His Royal Highness Infante Manuel Maria Filipe Carlos Amelio Luis Miguel Rafael Gabriel Gonzaga Francisco de Assis Eugenio de Orleans Savoy and Saxe-Coburg-Gotha Braganza of Portugal was born on November 15, 1889 at Belem Palace in Lisbon, the second son and third child of King Carlos I of Portugal and Queen Amelie of Orleans, daughter of the Count of Paris. As the younger son he was not expected to succeed to the throne and so was not educated with national leadership in mind though he was still given a first-rate education. Indeed, young Manuel proved to be a brilliant boy, becoming literate and fluent at French at only six years old. He was very much the bookish type, inclined to study with a great interest in literature and the arts, particularly music, having a great appreciation for the classics and becoming quite an adept pianist. Athletic activities were required of course but he preferred to spend his time reading and listening to Beethoven and Wagner, a young man of refined tastes. He seemed tailor-made to serve as in intellectual advisor to his handsome, more athletic and outgoing older brother Luis Felipe, when he eventually became king.
While his brother was trained for the army, Prince Manuel was set to enter the Portuguese Naval Academy for his own military career. However, all of those plans came to ruin on the tragic day of February 1, 1908 when a republican terrorist gang assassinated the King, the heir to the throne and wounded Prince Manuel in the arm. He likely would have been killed as well had it not been for the heroic actions of his mother Queen Amelie, instead, he became King Manuel II of Portugal and the Algarves under the most traumatic of circumstances. Although he confessed to being unprepared for such a position and forced to rely on his loyal ministers for advice, the new, young monarch did take some immediate and decisive action, dismissing the prime minister and his government which had presided over such a disaster and replacing it with a new government led by the distinguished Admiral Francisco Joaquin Ferreira do Amaral. It was hoped that this new government would encourage national unity and, in the immediate aftermath of the tragedy, it seemed to work. However, the republican conspiracy was found to be more widespread than any had originally realized.

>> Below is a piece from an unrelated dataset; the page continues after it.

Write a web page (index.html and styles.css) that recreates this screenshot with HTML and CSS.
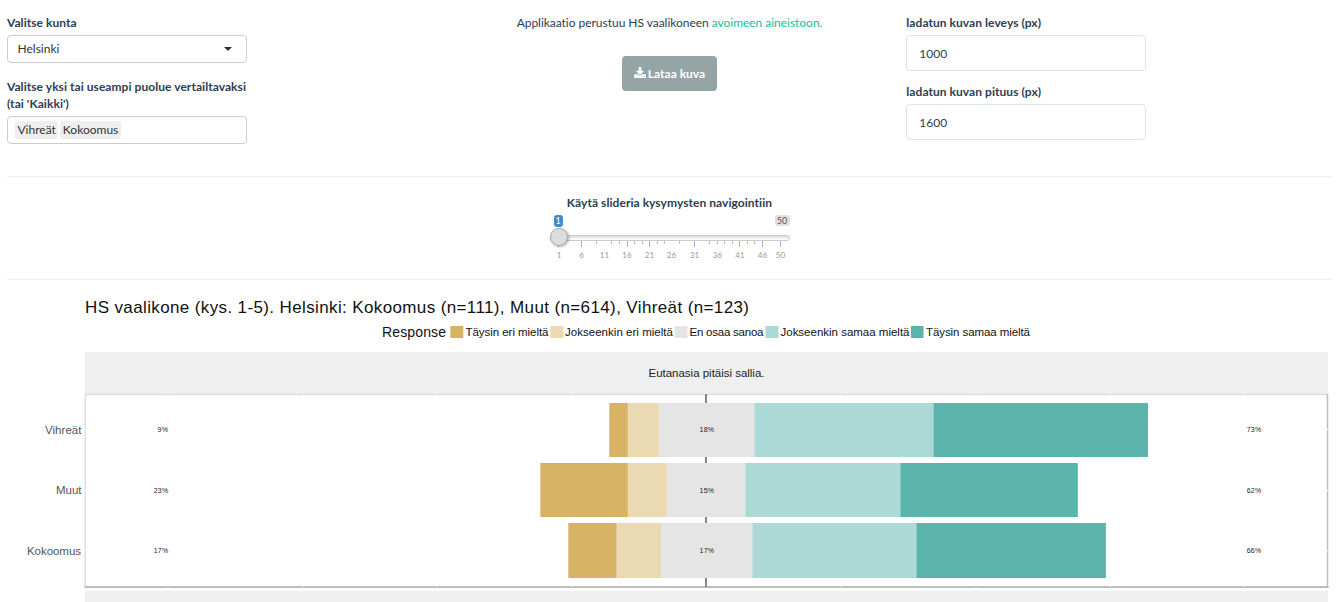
FILE: index.html
```html
<!DOCTYPE html>
<html lang="fi">
<head>
<meta charset="utf-8">
<title>HS vaalikone</title>
<link rel="stylesheet" href="styles.css">
</head>
<body>
<main class="page">
  <section class="controls">
    <div class="column">
      <label class="label">Valitse kunta</label>
      <div class="select"><span>Helsinki</span><span class="caret"></span></div>
      <label class="label label-spaced">Valitse yksi tai useampi puolue vertailtavaksi (tai 'Kaikki')</label>
      <div class="select tags"><span class="tag">Vihreät</span><span class="tag">Kokoomus</span></div>
    </div>
    <div class="column center">
      <p class="intro">Applikaatio perustuu HS vaalikoneen <a class="link">avoimeen aineistoon.</a></p>
      <button class="button">
        <svg class="icon" viewBox="0 0 1664 1536" width="12" height="11"><path fill="currentColor" d="M1280 1344q0-26-19-45t-45-19-45 19-19 45 19 45 45 19 45-19 19-45zm256 0q0-26-19-45t-45-19-45 19-19 45 19 45 45 19 45-19 19-45zm128-224v320q0 40-28 68t-68 28H96q-40 0-68-28t-28-68v-320q0-40 28-68t68-28h465l135 136q58 56 136 56t136-56l136-136h464q40 0 68 28t28 68zm-325-569q17 41-14 70L877 1069q-18 19-45 19t-45-19L339 621q-31-29-14-70 17-39 59-39h256V64q0-26 19-45t45-19h256q26 0 45 19t19 45v448h256q42 0 59 39z"/></svg>
        <span>Lataa kuva</span>
      </button>
    </div>
    <div class="column">
      <label class="label">ladatun kuvan leveys (px)</label>
      <input class="input" value="1000">
      <label class="label label-second">ladatun kuvan pituus (px)</label>
      <input class="input" value="1600">
    </div>
  </section>
  <section class="navigation">
    <label class="label">Käytä slideria kysymysten navigointiin</label>
    <div class="slider">
      <div class="slider-values"><span class="slider-current">1</span><span class="slider-max">50</span></div>
      <div class="track"><span class="handle"></span></div>
      <svg class="scale" width="240" height="24" viewBox="0 0 240 24">
        <path class="tick-major" d="M8.5 0v6M31.5 0v6M77.500 0v6M99.500 0v6M144.500 0v6M189.500 0v6M212.500 0v6M230.500 0v6"/>
        <path class="tick-minor" d="M46.500 0v3M61.500 0v3M69.500 0v3M84.500 0v3M92.500 0v3M107.500 0v3M114.500 0v3M129.500 0v3M159.500 0v3M167.500 0v3M174.500 0v3M182.500 0v3M197.500 0v3M204.500 0v3"/>
        <g class="scale-label">
          <text x="9" y="17">1</text><text x="31.500" y="17">6</text><text x="54.500" y="17">11</text><text x="77" y="17">16</text><text x="99.500" y="17">21</text><text x="121.500" y="17">26</text><text x="144.500" y="17">31</text><text x="167.500" y="17">36</text><text x="190" y="17">41</text><text x="212.500" y="17">46</text><text x="230.500" y="17">50</text>
        </g>
      </svg>
    </div>
  </section>
  <svg class="chart" width="1334" height="322" viewBox="7 280 1334 322">
    <text class="title" x="85" y="313" textLength="664">HS vaalikone (kys. 1-5). Helsinki: Kokoomus (n=111), Muut (n=614), Vihreät (n=123)</text>
    <g class="legend">
      <text class="legend-title" x="382" y="337" textLength="64">Response</text>
      <rect class="c1" x="450.300" y="326" width="13" height="12"/><text x="465.500" y="336" textLength="83">Täysin eri mieltä</text>
      <rect class="c2" x="550.500" y="326" width="13" height="12"/><text x="565" y="336" textLength="108">Jokseenkin eri mieltä</text>
      <rect class="c3" x="674.500" y="326" width="13" height="12"/><text x="689.500" y="336" textLength="74">En osaa sanoa</text>
      <rect class="c4" x="765.500" y="326" width="13" height="12"/><text x="780.500" y="336" textLength="129">Jokseenkin samaa mieltä</text>
      <rect class="c5" x="911" y="326" width="12.500" height="12"/><text x="926" y="336" textLength="104">Täysin samaa mieltä</text>
    </g>
    <rect class="strip" x="85" y="352" width="1243" height="43"/>
    <text class="strip-text" x="648.500" y="377" textLength="116">Eutanasia pitäisi sallia.</text>
    <path class="frame-light" d="M85.250 394V588M84.500 394.500H1328"/>
    <path class="frame-side" d="M1327.500 394V588"/>
    <path class="frame-dark" d="M84.500 587H1328.500"/>
    <path class="notches" d="M168 394v1M303 394v1M437 394v1M572 394v1M841 394v1M976 394v1M1110 394v1M1244 394v1M168 586v1M303 586v1M437 586v1M572 586v1M841 586v1M976 586v1M1110 586v1M1244 586v1M84 429.500h2M84 490.500h2M84 550.500h2M1326 429.500h2M1326 490.500h2M1326 550.500h2"/>
    <path class="zero" d="M706 394V587"/>
    <g>
      <rect class="c1" x="609.300" y="403" width="18.700" height="54"/><rect class="c2" x="627.700" y="403" width="31.300" height="54"/><rect class="c3" x="658.700" y="403" width="96" height="54"/><rect class="c4" x="754.400" y="403" width="179.500" height="54"/><rect class="c5" x="933.600" y="403" width="214.400" height="54"/>
      <rect class="c1" x="540.300" y="463" width="87.700" height="54"/><rect class="c2" x="627.700" y="463" width="39.300" height="54"/><rect class="c3" x="666.700" y="463" width="79" height="54"/><rect class="c4" x="745.400" y="463" width="155.500" height="54"/><rect class="c5" x="900.500" y="463" width="177.300" height="54"/>
      <rect class="c1" x="568.300" y="523" width="48.500" height="55"/><rect class="c2" x="616.600" y="523" width="44.500" height="55"/><rect class="c3" x="660.700" y="523" width="92" height="55"/><rect class="c4" x="752.400" y="523" width="164.500" height="55"/><rect class="c5" x="916.600" y="523" width="189.300" height="55"/>
    </g>
    <g class="party">
      <text x="45" y="434" textLength="36.500">Vihreät</text><text x="56" y="494" textLength="25.500">Muut</text><text x="27" y="555" textLength="54">Kokoomus</text>
    </g>
    <g class="percent">
      <text x="157.500" y="432" textLength="10.500">9%</text><text x="153.700" y="493" textLength="14.500">23%</text><text x="153.700" y="553" textLength="14.500">17%</text>
      <text x="699.500" y="432" textLength="14.500">18%</text><text x="699.500" y="493" textLength="14.500">15%</text><text x="699.500" y="553" textLength="14.500">17%</text>
      <text x="1246.700" y="432" textLength="14.500">73%</text><text x="1246.700" y="493" textLength="14.500">62%</text><text x="1246.700" y="553" textLength="14.500">66%</text>
    </g>
    <rect class="strip" x="85" y="591" width="1243" height="11"/>
  </svg>
</main>
</body>
</html>
```
FILE: styles.css
```css
* { box-sizing: border-box; }
body { margin: 0; overflow: hidden; background: #fff; color: #2c3e50; font: 12px/17px Lato, sans-serif; }
.page { padding-left: 7px; }
.controls { display: grid; grid-template-columns: repeat(3, 1fr); column-gap: 24px; width: 1325px; height: 177px; padding-top: 14px; border-bottom: 1px solid #eee; }
.center { display: flex; flex-direction: column; align-items: center; }
.label { display: block; width: 242px; font-weight: 700; font-size: 12px; line-height: 17px; letter-spacing: .055px; white-space: nowrap; }
.label-spaced { margin-top: 15px; white-space: normal; }
.label-second { margin-top: 12px; }
.select { display: flex; align-items: center; justify-content: space-between; width: 240px; height: 28px; margin-top: 4px; padding: 0 14px 1px 9.500px; border: 1px solid #ccc; border-radius: 4px; color: #333; font-size: 12px; }
.caret { border: 4px solid transparent; border-top: 4px solid #333; border-bottom: 0; }
.tags { justify-content: flex-start; gap: 2px; padding: 0 7px; }
.tag { height: 18px; padding: 0 2.500px; border-radius: 3px; background: #efefef; }
.intro { margin: 0; padding-top: 0; font-size: 12px; letter-spacing: -.03px; white-space: nowrap; }
.link { color: #18bc9c; }
.button { display: flex; align-items: center; justify-content: center; gap: 2px; width: 95px; height: 35px; margin-top: 25px; padding: 0; border: 0; border-radius: 4px; background: #95a5a6; color: #fff; font: 700 12px/17px Lato, sans-serif; }
.icon { margin-top: -2px; }
.input { display: block; width: 240px; height: 36px; margin-top: 4px; padding: 1px 12px 0; border: 1px solid #dce4ec; border-radius: 4px; color: #2c3e50; font: 12px/17px Lato, sans-serif; }
.navigation { display: flex; flex-direction: column; align-items: center; width: 1325px; height: 103px; padding-top: 17px; border-bottom: 1px solid #eee; }
.navigation .label { text-align: center; }
.slider { width: 240px; margin-top: 4px; }
.slider-values { display: flex; justify-content: space-between; height: 20px; padding-left: 4px; font-size: 9px; line-height: 12px; }
.slider-current { width: 9px; height: 12px; border-radius: 3px; background: #428bca; color: #fff; text-align: center; }
.slider-max { width: 15px; height: 11px; border-radius: 3px; background: #e1e1e1; color: #555; line-height: 12px; text-align: center; }
.track { position: relative; height: 6px; border: 1px solid #ccc; border-radius: 4px; background: linear-gradient(#ddd, #fff); }
.handle { position: absolute; left: -1px; top: -8px; width: 18px; height: 18px; border: 1px solid #aaa; border-radius: 50%; background: #ddd; box-shadow: 1px 1px 3px rgba(0,0,0,.3); }
.scale { display: block; }
.tick-major { stroke: #99badb; }
.tick-minor { stroke: #bbb; }
.scale-label { fill: #999; font-size: 8px; text-anchor: middle; }
.chart { display: block; font-family: "Liberation Sans", sans-serif; }
.title { fill: #111; font-size: 17px; }
.legend { fill: #111; font-size: 11.500px; }
.legend-title { font-size: 14px; }
.c1 { fill: #d8b365; }
.c2 { fill: #ebd9b2; }
.c3 { fill: #e5e5e5; }
.c4 { fill: #acd9d5; }
.c5 { fill: #5ab4ac; }
.strip { fill: #efefef; }
.strip-text { fill: #222; font-size: 11.500px; }
.frame-light { stroke: #dedede; stroke-width: 1.500; }
.frame-side { stroke: #bdbdbd; stroke-width: 1.500; }
.frame-dark { stroke: #bdbdbd; stroke-width: 2; }
.notches { stroke: #fff; }
.zero { stroke: #858585; stroke-width: 2; }
.party { fill: #555; font-size: 11.500px; }
.percent { fill: #222; font-size: 7px; }
```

King Manuel II started his reign greatly loved by the vast majority of his people. He was young, handsome and most felt immense sympathy for him due to the circumstances which had brought him to the throne. He also set a tone that he was to be a more “modern” king than his predecessors. He did away with most of the traditional pomp and ceremony of the royal court and, not surprisingly considering the fate which befell his father, declared that he would “reign” but not “rule” and would not be intervening in political matters as King Carlos had done. He also quickly set about trying to build a personal relationship with his subjects, traveling around the country to see and be seen by as many people as possible. He was highly praised for his frank conversations, sincerity and informal style. Unfortunately, none of this had any impact on the blind hatred of the ideologically driven republicans. As the investigation into the assassinations went forward, it was found that the web of these villains was extensive indeed and their hostility would be unremitting. King Manuel II did not remain unaware of this and decided on a way to try to deal with it but it would mean playing with fire.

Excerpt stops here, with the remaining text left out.